Southwest Airlines Set To Add Non-Stop Flights At Dallas Love Field


Posted by Angelley Hightower PLLC on February 7, 2014

The Wright Amendment, passed in 1979, is about to expire, and this will mean a big change for air traffic in Dallas. The Wright Amendment currently restricts flights in and out of Dallas Love Field. When passed, it was designed to protect the relatively new and struggling DFW Airport from competition. Yes, something about that just doesn’t sound right, but that was the goal.

Both cities (Dallas and Fort Worth) had agreed to build and operate the airport together, and the commercial airlines (at Dallas Love Field and Meacham Field, respectively) agreed to move over to the new facility when it opened. DFW Airport is now one of the busiest airports in the country. It reportedly ranks 4th in the country. The problem is that Southwest Airlines didn’t exist at the time of all of this and never agreed to move.

The Amendment, passed basically in response to Southwest’s push to expand and stay at Love Field, originally limited nonstop service by planes with more than 56 seats to contiguous states (i.e., Texas, New Mexico, Oklahoma, Arkansas and Louisiana). To go beyond that, a traveler needed to purchase two separate tickets in each direction and had to stop over in one of the contiguous states to change planes. It doesn’t take much to see how inconvenient this is for travelers. These limits were expanded, very slightly, in 1997 and 2005 and, through a compromise in 2006, the Amendment will terminate as of October 13, 2014.

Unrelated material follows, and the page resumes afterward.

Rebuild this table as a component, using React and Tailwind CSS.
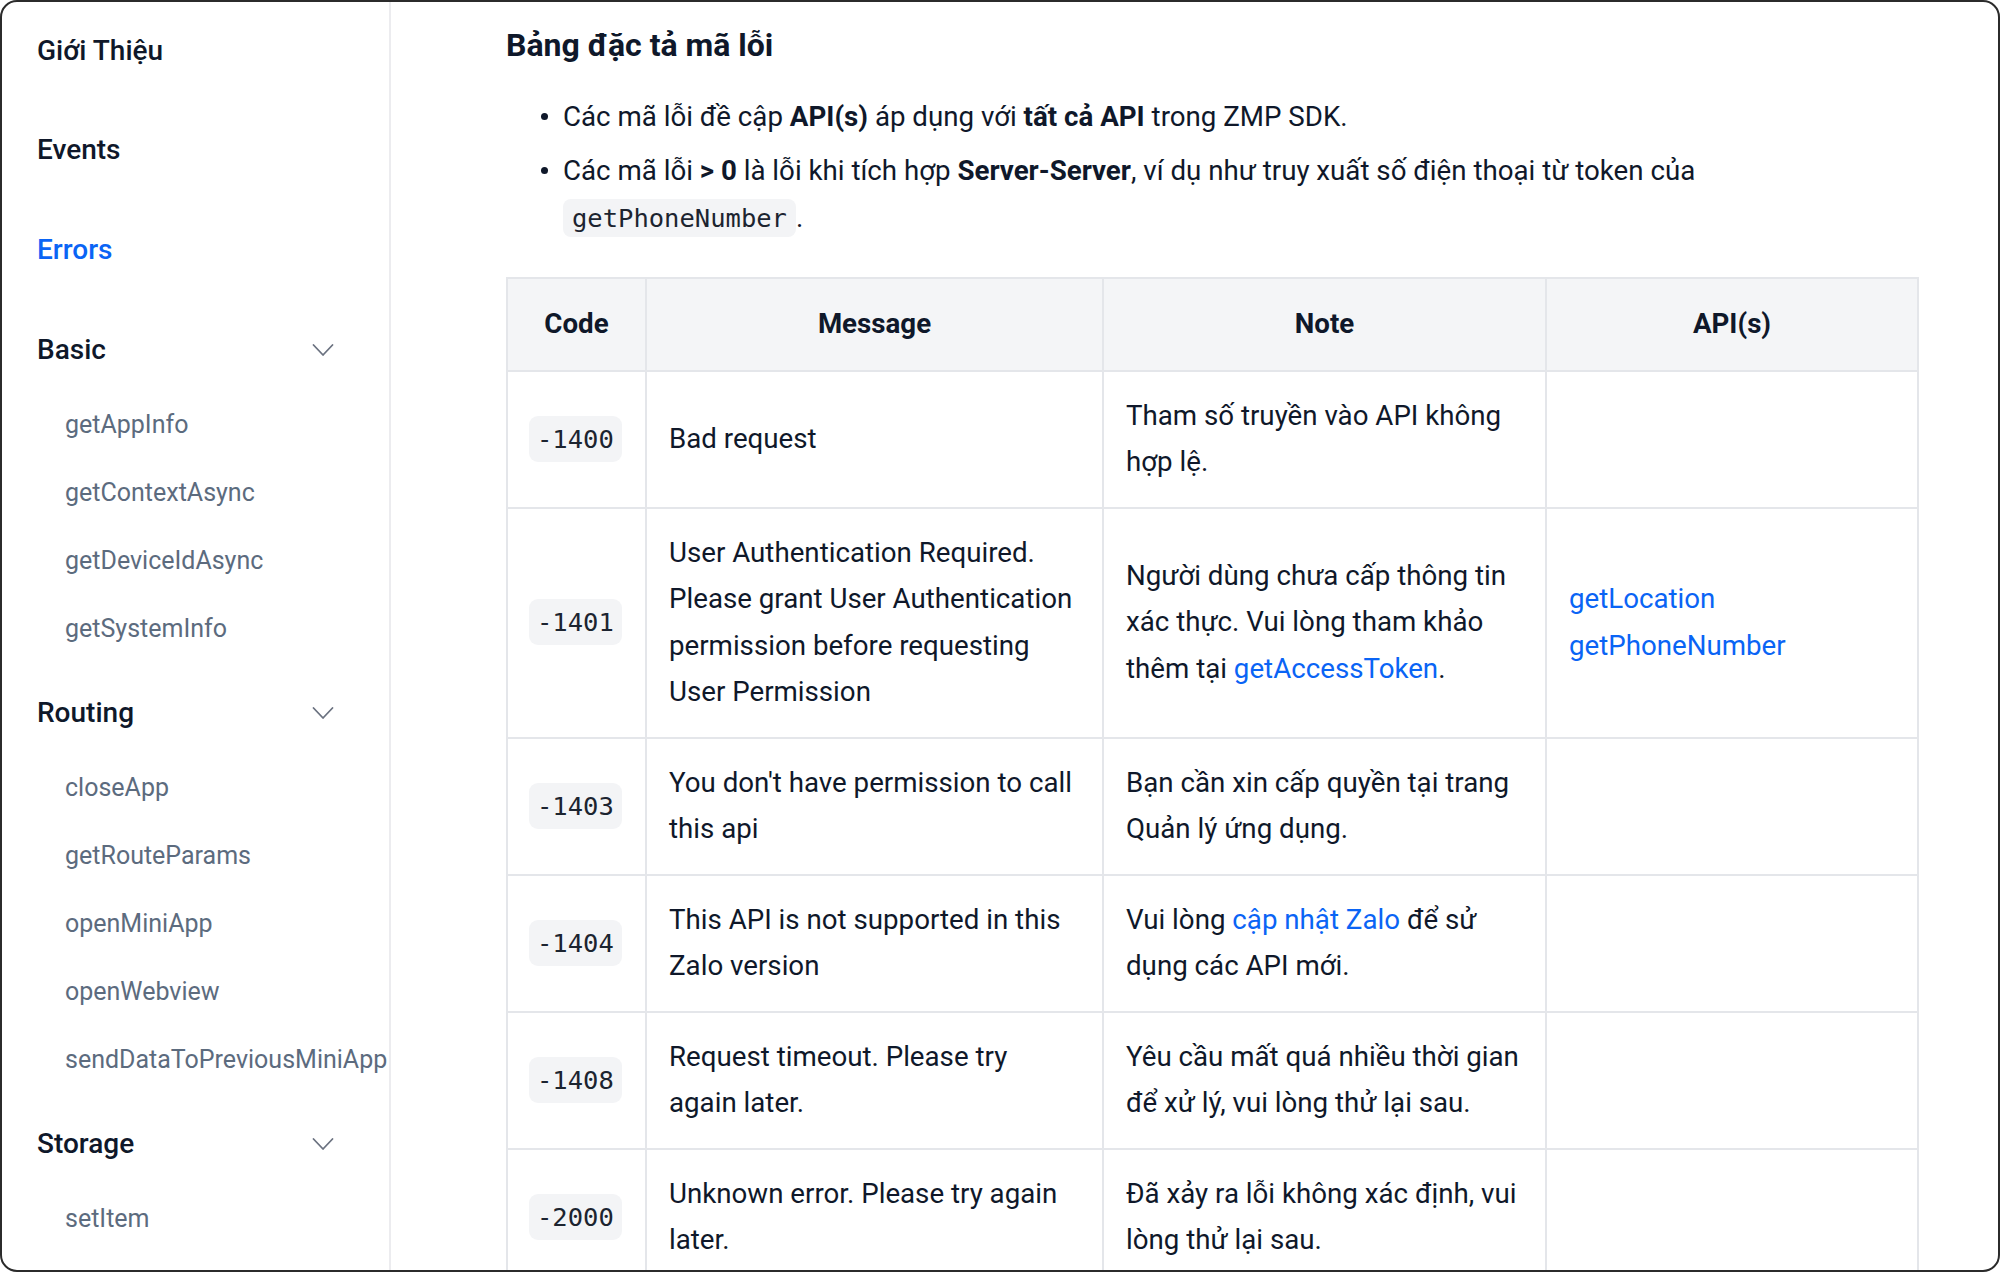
import React from 'react'

const Chevron = () => (
  <svg width="22" height="14" viewBox="0 0 22 14" fill="none" stroke="#6b7280" strokeWidth="1.8" strokeLinecap="round" strokeLinejoin="round">
    <polyline points="1.5,2 11,12 20.5,2" />
  </svg>
)

const topItems = [
  { label: 'Giới Thiệu', first: true },
  { label: 'Events' },
  { label: 'Errors', active: true },
]

const groups = [
  { title: 'Basic', items: ['getAppInfo', 'getContextAsync', 'getDeviceIdAsync', 'getSystemInfo'] },
  { title: 'Routing', items: ['closeApp', 'getRouteParams', 'openMiniApp', 'openWebview', 'sendDataToPreviousMiniApp'] },
  { title: 'Storage', items: ['setItem'] },
]

const Link = ({ children }) => <span className="text-[#0a64f5]">{children}</span>

const Code = ({ children }) => (
  <span className="inline-block rounded-[9px] bg-[#f3f4f6] px-[8px] leading-[46px] font-['DejaVu_Sans_Mono',monospace] text-[25.5px] text-[#1c2430]">
    {children}
  </span>
)

const rows = [
  {
    code: '-1400',
    message: <>Bad request</>,
    note: <>Tham số truyền vào API không<br />hợp lệ.</>,
  },
  {
    code: '-1401',
    message: <>User Authentication Required.<br />Please grant User Authentication<br />permission before requesting<br />User Permission</>,
    note: <>Người dùng chưa cấp thông tin<br />xác thực. Vui lòng tham khảo<br />thêm tại <Link>getAccessToken</Link>.</>,
    apis: ['getLocation', 'getPhoneNumber'],
  },
  {
    code: '-1403',
    message: <>You don't have permission to call<br />this api</>,
    note: <>Bạn cần xin cấp quyền tại trang<br />Quản lý ứng dụng.</>,
  },
  {
    code: '-1404',
    message: <>This API is not supported in this<br />Zalo version</>,
    note: <>Vui lòng <Link>cập nhật Zalo</Link> để sử<br />dụng các API mới.</>,
  },
  {
    code: '-1408',
    message: <>Request timeout. Please try<br />again later.</>,
    note: <>Yêu cầu mất quá nhiều thời gian<br />để xử lý, vui lòng thử lại sau.</>,
  },
  {
    code: '-2000',
    message: <>Unknown error. Please try again<br />later.</>,
    note: <>Đã xảy ra lỗi không xác định, vui<br />lòng thử lại sau.</>,
  },
]

const cell = 'border-2 border-[#e4e6ea] px-[22px] py-[21px] align-middle'

export default function App() {
  return (
    <div className="w-[2000px] h-[1272px] bg-white p-0 font-['Roboto',sans-serif] text-[#0f182a]">
      <div className="flex h-full w-full overflow-hidden rounded-[17px] border-2 border-[#2b2b2b] bg-white">
        {/* sidebar */}
        <aside className="w-[389px] shrink-0 border-r-2 border-[#ececef] pl-[35px]">
          {topItems.map((it) => (
            <div
              key={it.label}
              className={`flex items-center text-[28px] font-medium ${it.first ? 'h-[98px]' : 'h-[100px]'} ${it.active ? 'text-[#0a64f5]' : 'text-[#0f182a]'}`}
            >
              {it.label}
            </div>
          ))}
          {groups.map((g) => (
            <div key={g.title} className="mt-[9px]">
              <div className="flex h-[82px] items-center justify-between pr-[55px] text-[28px] font-medium">
                <span>{g.title}</span>
                <Chevron />
              </div>
              {g.items.map((name) => (
                <div key={name} className="flex h-[68px] items-center whitespace-nowrap pl-[28px] text-[25px] text-[#5c6b7e]">
                  {name}
                </div>
              ))}
            </div>
          ))}
        </aside>

        {/* content */}
        <main className="min-w-0 flex-1 pl-[115px] pt-[23px]">
          <h2 className="text-[32px] font-bold leading-[40px]">Bảng đặc tả mã lỗi</h2>

          <ul className="mt-[28px] text-[27.7px] leading-[47px]">
            <li className="flex">
              <span className="flex h-[47px] w-[57px] shrink-0 items-center justify-end pr-[15px]">
                <span className="h-[7px] w-[7px] rounded-full bg-[#0f182a]" />
              </span>
              <span>
                Các mã lỗi đề cập <b className="font-bold">API(s)</b> áp dụng với <b className="font-bold">tất cả API</b> trong ZMP SDK.
              </span>
            </li>
            <li className="mt-[7px] flex">
              <span className="flex h-[47px] w-[57px] shrink-0 items-center justify-end pr-[15px]">
                <span className="h-[7px] w-[7px] rounded-full bg-[#0f182a]" />
              </span>
              <span>
                Các mã lỗi <b className="font-bold">&gt; 0</b> là lỗi khi tích hợp <b className="font-bold">Server-Server</b>, ví dụ như truy xuất số điện thoại từ token của
                <br />
                <span className="inline-block rounded-[8px] bg-[#f3f4f6] px-[9px] leading-[38px] font-['DejaVu_Sans_Mono',monospace] text-[25.5px] text-[#1c2430]">getPhoneNumber</span>.
              </span>
            </li>
          </ul>

          <table className="mt-[36px] w-[1411px] table-fixed border-collapse text-[27.7px] leading-[46.5px]">
            <colgroup>
              <col className="w-[139px]" />
              <col className="w-[457px]" />
              <col className="w-[443px]" />
              <col className="w-[372px]" />
            </colgroup>
            <thead>
              <tr className="bg-[#f4f5f7]">
                {['Code', 'Message', 'Note', 'API(s)'].map((h) => (
                  <th key={h} className="border-2 border-[#e4e6ea] px-[22px] py-[22px] text-center font-bold">
                    {h}
                  </th>
                ))}
              </tr>
            </thead>
            <tbody>
              {rows.map((r) => (
                <tr key={r.code}>
                  <td className="border-2 border-[#e4e6ea] px-[21px] py-[21px] align-middle">
                    <Code>{r.code}</Code>
                  </td>
                  <td className={cell}>{r.message}</td>
                  <td className={cell}>{r.note}</td>
                  <td className={cell}>
                    {r.apis && r.apis.map((a) => (
                      <div key={a} className="text-[#0a64f5]">{a}</div>
                    ))}
                  </td>
                </tr>
              ))}
            </tbody>
          </table>
        </main>
      </div>
    </div>
  )
}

Everyone at Southwest is undoubtedly counting the minutes until October 13, 2014. They are celebrating it, for obvious reasons. After all, Southwest reportedly controls sixteen of the twenty gates at Dallas Love Field. Although Southwest will be competing directly with carriers like American at DFW Airport, they will also have an advantage of proximity for those of us in Dallas.

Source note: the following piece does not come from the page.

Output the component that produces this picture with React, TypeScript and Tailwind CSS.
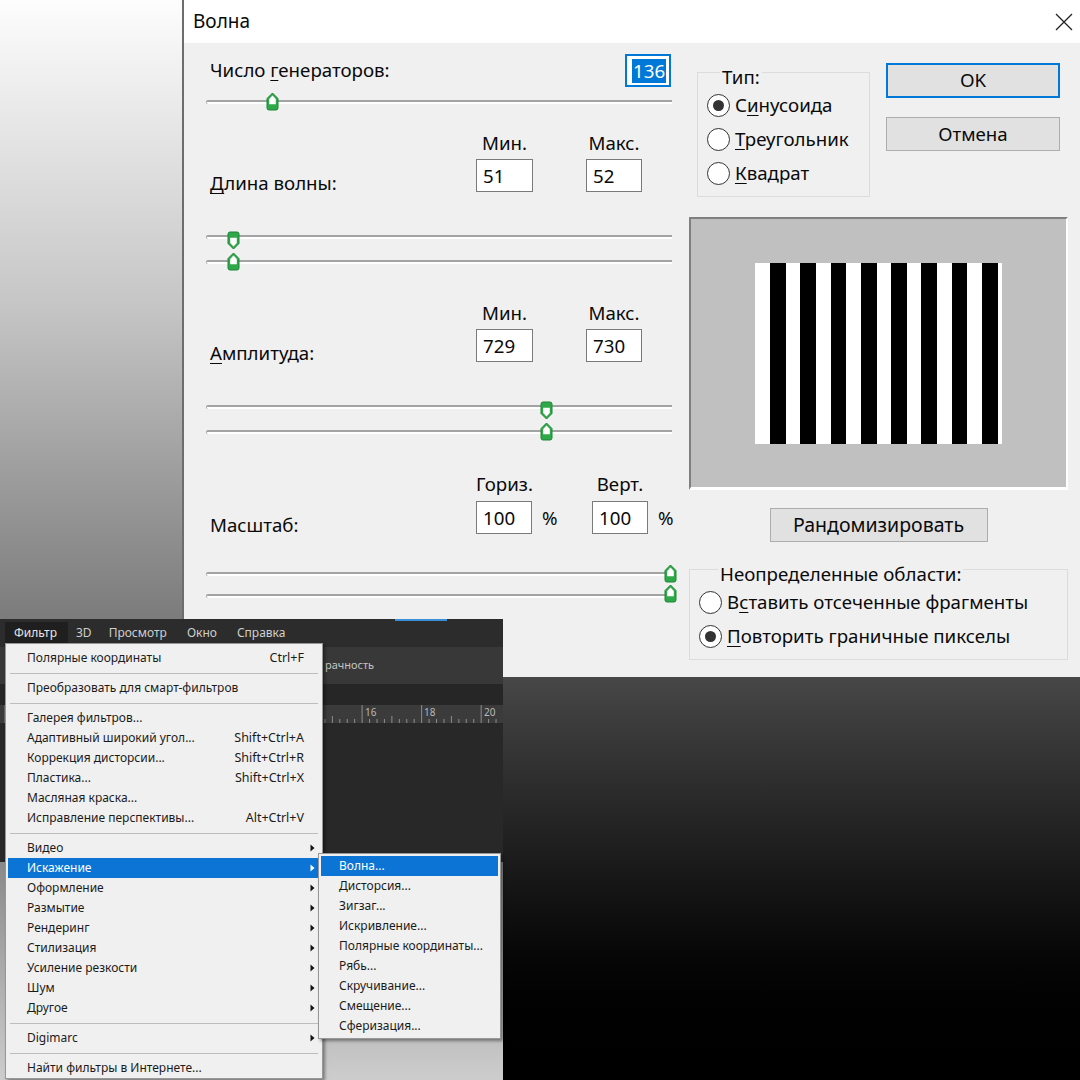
import React from "react";
import clsx from "clsx";

const Thumb = ({ down = false }: { down?: boolean }) => (
  <svg width="13" height="19" viewBox="0 0 13 19" className={down ? "rotate-180" : undefined}>
    <path d="M6.5 1 L12 6.5 V16 Q12 18 10 18 H3 Q1 18 1 16 V6.5 Z" fill="#2fa84a" stroke="#1f8535" />
    <path d="M6.5 3.6 L9.8 7 V12.2 H3.2 V7 Z" fill="#ffffff" />
  </svg>
);

const Track = () => (
  <div className="h-[4px] w-full rounded-l-[3px] border-t-2 border-l border-[#a3a3a3] bg-white" />
);

type DualSliderProps = {
  className: string;
  thumbX: string;
  lowerY: string;
  upperDown?: boolean;
};

const DualSlider = ({ className, thumbX, lowerY, upperDown }: DualSliderProps) => (
  <div className={clsx("relative flex h-[40px] w-[466px] flex-col", className)}>
    <Track />
    <Track />
    <div className={clsx("absolute top-0", thumbX)}>
      <Thumb down={upperDown} />
    </div>
    <div className={clsx("absolute", thumbX, lowerY)}>
      <Thumb />
    </div>
  </div>
);

const Field = ({ value, className }: { value: string; className?: string }) => (
  <div className={clsx("flex h-[33px] items-center border border-[#7a7a7a] bg-white pl-[6px]", className)}>
    {value}
  </div>
);

const Radio = ({ checked = false, children }: { checked?: boolean; children: React.ReactNode }) => (
  <div className="flex h-[34px] items-center gap-[5px]">
    <span className="flex h-[23px] w-[23px] items-center justify-center rounded-full border-[1.5px] border-[#333] bg-white">
      {checked && <span className="h-[11px] w-[11px] rounded-full bg-[#333]" />}
    </span>
    <span>{children}</span>
  </div>
);

const U = ({ children }: { children: React.ReactNode }) => (
  <span className="underline decoration-1 underline-offset-[3px]">{children}</span>
);

type MenuRow = { label: string; shortcut?: string; sub?: boolean; active?: boolean } | "sep";

const FILTER_MENU: MenuRow[] = [
  { label: "Полярные координаты", shortcut: "Ctrl+F" },
  "sep",
  { label: "Преобразовать для смарт-фильтров" },
  "sep",
  { label: "Галерея фильтров..." },
  { label: "Адаптивный широкий угол...", shortcut: "Shift+Ctrl+A" },
  { label: "Коррекция дисторсии...", shortcut: "Shift+Ctrl+R" },
  { label: "Пластика...", shortcut: "Shift+Ctrl+X" },
  { label: "Масляная краска..." },
  { label: "Исправление перспективы...", shortcut: "Alt+Ctrl+V" },
  "sep",
  { label: "Видео", sub: true },
  { label: "Искажение", sub: true, active: true },
  { label: "Оформление", sub: true },
  { label: "Размытие", sub: true },
  { label: "Рендеринг", sub: true },
  { label: "Стилизация", sub: true },
  { label: "Усиление резкости", sub: true },
  { label: "Шум", sub: true },
  { label: "Другое", sub: true },
  "sep",
  { label: "Digimarc", sub: true },
  "sep",
  { label: "Найти фильтры в Интернете..." },
];

const DISTORT_MENU = [
  "Волна...",
  "Дисторсия...",
  "Зигзаг...",
  "Искривление...",
  "Полярные координаты...",
  "Рябь...",
  "Скручивание...",
  "Смещение...",
  "Сферизация...",
];

const SubArrow = ({ light }: { light?: boolean }) => (
  <svg width="5" height="8" viewBox="0 0 5 8">
    <path d="M0.5 0.5 L4.5 4 L0.5 7.5 Z" fill={light ? "#ffffff" : "#111111"} />
  </svg>
);

const Ruler = () => (
  <svg width="503" height="18" viewBox="0 0 503 18" className="block">
    <rect width="503" height="18" fill="#3b3b3b" />
    {Array.from({ length: 68 }).map((_, i) => {
      const x = 5 + i * 7.44;
      const major = i % 8 === 0;
      return (
        <line key={i} x1={x} x2={x} y1={major ? 0 : i % 4 === 0 ? 11 : 14} y2={18} stroke="#8d8d8d" strokeWidth="1" />
      );
    })}
    <text x="365" y="11" fill="#b9b9b9" fontSize="10" fontFamily="Noto Sans, sans-serif">16</text>
    <text x="424" y="11" fill="#b9b9b9" fontSize="10" fontFamily="Noto Sans, sans-serif">18</text>
    <text x="484" y="11" fill="#b9b9b9" fontSize="10" fontFamily="Noto Sans, sans-serif">20</text>
  </svg>
);

const WaveDialog = () => (
  <div className="absolute left-[182px] top-0 flex h-[677px] w-[898px] flex-col border-l-2 border-[#6d6d6d] text-[18.7px] text-[#0a0a0a]">
    <div className="flex h-[43px] items-center justify-between bg-white pl-[9px] pr-[7px]">
      <span className="text-[19px]">Волна</span>
      <svg width="18" height="18" viewBox="0 0 18 18">
        <path d="M1 1 L17 17 M17 1 L1 17" stroke="#222" strokeWidth="1.3" />
      </svg>
    </div>
    <div className="flex flex-1 bg-[#f0f0f0] pl-[22px]">
      {/* left column: generators, wavelength, amplitude, scale */}
      <div className="flex w-[471px] flex-col pt-[11px]">
        <div className="flex h-[33px] items-center justify-between pr-[6px]">
          <span className="pl-[4px]">
            Число <U>г</U>енераторов:
          </span>
          <div className="flex h-[33px] w-[46px] items-center border-2 border-[#0078d7] bg-white pl-[5px]">
            <span className="bg-[#0078d7] px-[1px] leading-[24px] text-white">136</span>
          </div>
        </div>
        <div className="relative mt-[5px] flex h-[20px] w-[466px] items-center">
          <Track />
          <div className="absolute left-[60px] top-0">
            <Thumb />
          </div>
        </div>

        <div className="mt-[20px] grid grid-cols-[270px_57px_53px_56px] gap-y-[5px] leading-[22px]">
          <span />
          <span className="text-center">Мин.</span>
          <span />
          <span className="text-center">Макс.</span>
          <span className="translate-y-[2px] self-end pl-[4px]">
            <U>Д</U>лина волны:
          </span>
          <Field value="51" />
          <span />
          <Field value="52" />
        </div>
        <DualSlider className="mt-[39px] gap-[21px] pt-[4px]" thumbX="left-[21px]" lowerY="top-[21px]" upperDown />

        <div className="mt-[31px] grid grid-cols-[270px_57px_53px_56px] gap-y-[5px] leading-[22px]">
          <span />
          <span className="text-center">Мин.</span>
          <span />
          <span className="text-center">Макс.</span>
          <span className="translate-y-[2px] self-end pl-[4px]">
            <U>А</U>мплитуда:
          </span>
          <Field value="729" />
          <span />
          <Field value="730" />
        </div>
        <DualSlider className="mt-[39px] gap-[21px] pt-[4px]" thumbX="left-[334px]" lowerY="top-[21px]" upperDown />

        <div className="mt-[32px] grid grid-cols-[270px_56px_60px_56px_auto] gap-y-[6px] leading-[22px]">
          <span />
          <span className="text-center">Гориз.</span>
          <span />
          <span className="text-center">Верт.</span>
          <span />
          <span className="translate-y-[2px] self-end pl-[4px]">Масштаб:</span>
          <Field value="100" />
          <span className="self-center pl-[10px]">%</span>
          <Field value="100" />
          <span className="self-center pl-[10px]">%</span>
        </div>
        <DualSlider className="mt-[30px] gap-[18px] pt-[8px]" thumbX="left-[458px]" lowerY="top-[20px]" />
      </div>

      {/* right column: type, buttons, preview, undefined areas */}
      <div className="ml-[12px] flex w-[379px] flex-col">
        <div className="flex">
          <fieldset className="ml-[8px] mt-[13px] h-[141px] w-[173px] border border-[#dcdcdc] pl-[9px]">
            <legend className="ml-[13px] px-[2px] pt-[10px] leading-[22px]">Тип:</legend>
            <Radio checked>
              С<U>и</U>нусоида
            </Radio>
            <Radio>
              <U>Т</U>реугольник
            </Radio>
            <Radio>
              <U>К</U>вадрат
            </Radio>
          </fieldset>
          <div className="ml-[16px] flex w-[174px] flex-col pt-[20px]">
            <button className="h-[35px] border-2 border-[#0078d7] bg-[#e1e1e1]">OK</button>
            <button className="mt-[19px] h-[34px] border border-[#adadad] bg-[#e1e1e1]">Отмена</button>
          </div>
        </div>

        <div className="mt-[20px] flex h-[273px] items-center justify-center border-2 border-b-[3px] border-[#808080] border-b-white border-r-white bg-[#c0c0c0]">
          <div className="flex h-[181px] w-[247px] gap-[14.6px] bg-white pl-[15px]">
            {Array.from({ length: 8 }).map((_, i) => (
              <div key={i} className="h-full w-[15.7px] bg-black" />
            ))}
          </div>
        </div>

        <button className="mt-[18px] h-[34px] w-[218px] self-center border border-[#adadad] bg-[#e1e1e1] text-[19.5px]">
          Рандомизировать
        </button>

        <fieldset className="mt-[11px] h-[107px] w-[379px] border border-[#dcdcdc] pl-[9px]">
          <legend className="ml-[19px] px-[2px] pt-[10px] leading-[22px]">Неопределенные области:</legend>
          <Radio>
            В<U>с</U>тавить отсеченные фрагменты
          </Radio>
          <Radio checked>
            <U>П</U>овторить граничные пикселы
          </Radio>
        </fieldset>
      </div>
    </div>
  </div>
);

const PhotoshopBackdrop = () => (
  <div className="absolute left-0 top-[619px] flex h-[243px] w-[503px] flex-col bg-[#282828] text-[12px]">
    <div className="relative flex h-[28px] items-center gap-[2px] bg-[#2c2c2c] pl-[5px] text-[#cfcfcf]">
      <span className="flex h-[23px] items-center bg-[#1f1f1f] pl-[9px] pr-[11px] text-[#e6e6e6]">Фильтр</span>
      <span className="px-[6px]">3D</span>
      <span className="px-[9px]">Просмотр</span>
      <span className="px-[9px]">Окно</span>
      <span className="px-[9px]">Справка</span>
      <div className="absolute left-[395px] top-0 h-[2px] w-[52px] bg-[#3b8fd8]" />
    </div>
    <div className="flex h-[37px] items-center bg-[#383838] pl-[325px] text-[11px] text-[#c4c4c4]">рачность</div>
    <div className="h-[21px] bg-[#262626]" />
    <Ruler />
  </div>
);

const FilterMenu = () => (
  <div className="absolute left-[5px] top-[643px] w-[318px] border border-[#979797] bg-[#f0f0f0] pt-[4px] text-[12px] text-[#1b1b1b] shadow-[2px_2px_3px_rgba(0,0,0,0.4)]">
    {FILTER_MENU.map((row, i) =>
      row === "sep" ? (
        <div key={i} className="flex h-[10px] items-center px-[4px]">
          <div className="h-px w-full bg-[#bdbdbd]" />
        </div>
      ) : (
        <div
          key={i}
          className={clsx(
            "mx-[2px] flex h-[20px] items-center pl-[19px]",
            row.sub ? "pr-[5px]" : "pr-[16px]",
            row.active && "bg-[#0c74d5] text-white",
          )}
        >
          <span className="flex-1">{row.label}</span>
          {row.shortcut && <span className="text-[12.5px]">{row.shortcut}</span>}
          {row.sub && <SubArrow light={row.active} />}
        </div>
      ),
    )}
  </div>
);

const DistortMenu = () => (
  <div className="absolute left-[318px] top-[853px] w-[183px] border border-[#979797] bg-[#f0f0f0] py-[2px] text-[12px] text-[#1b1b1b] shadow-[2px_2px_3px_rgba(0,0,0,0.4)]">
    {DISTORT_MENU.map((label, i) => (
      <div key={label} className={clsx("mx-[2px] flex h-[20px] items-center pl-[18px]", i === 0 && "bg-[#0c74d5] text-white")}>
        {label}
      </div>
    ))}
  </div>
);

export default function App() {
  return (
    <div className="relative h-[1080px] w-[1080px] overflow-hidden bg-[linear-gradient(180deg,#fdfdfd_0%,#c6c6c6_28%,#7c7c7c_57%,#8a8a8a_80%,#cdcdcd_100%)] font-['Noto_Sans',sans-serif]">
      <div className="absolute bottom-0 left-[503px] right-0 top-[677px] bg-linear-to-b from-[#474747] via-[#1c1c1c] via-45% to-black" />
      <WaveDialog />
      <PhotoshopBackdrop />
      <FilterMenu />
      <DistortMenu />
    </div>
  );
}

So who else will be at Dallas Love Field? Good question. Delta doesn’t have any gates at Dallas Love Field, although it has indicated an interest in acquiring some, and American agreed to give up its two gates to settle its litigation with the Department of Justice and to gain approval of its merger with US Airways.

In the meantime, Southwest announced on Monday that, as of October 13, it is adding nonstop flights to fifteen new cities. Service to five of them will begin on October 13, including Denver, Baltimore, Chicago, Orlando and Las Vegas. The remaining new ten routes will begin as of November 2, including New York, Los Angeles, San Diego, Atlanta, Washington D.C., Tampa, Phoenix, Santa Ana, Fort Lauderdale and Nashville. Meanwhile, Delta is selling tickets out of Love Field for travel dates at the end of the year. (Even though, yes, as the prior paragraph set out, they don’t actually have any gates right now.)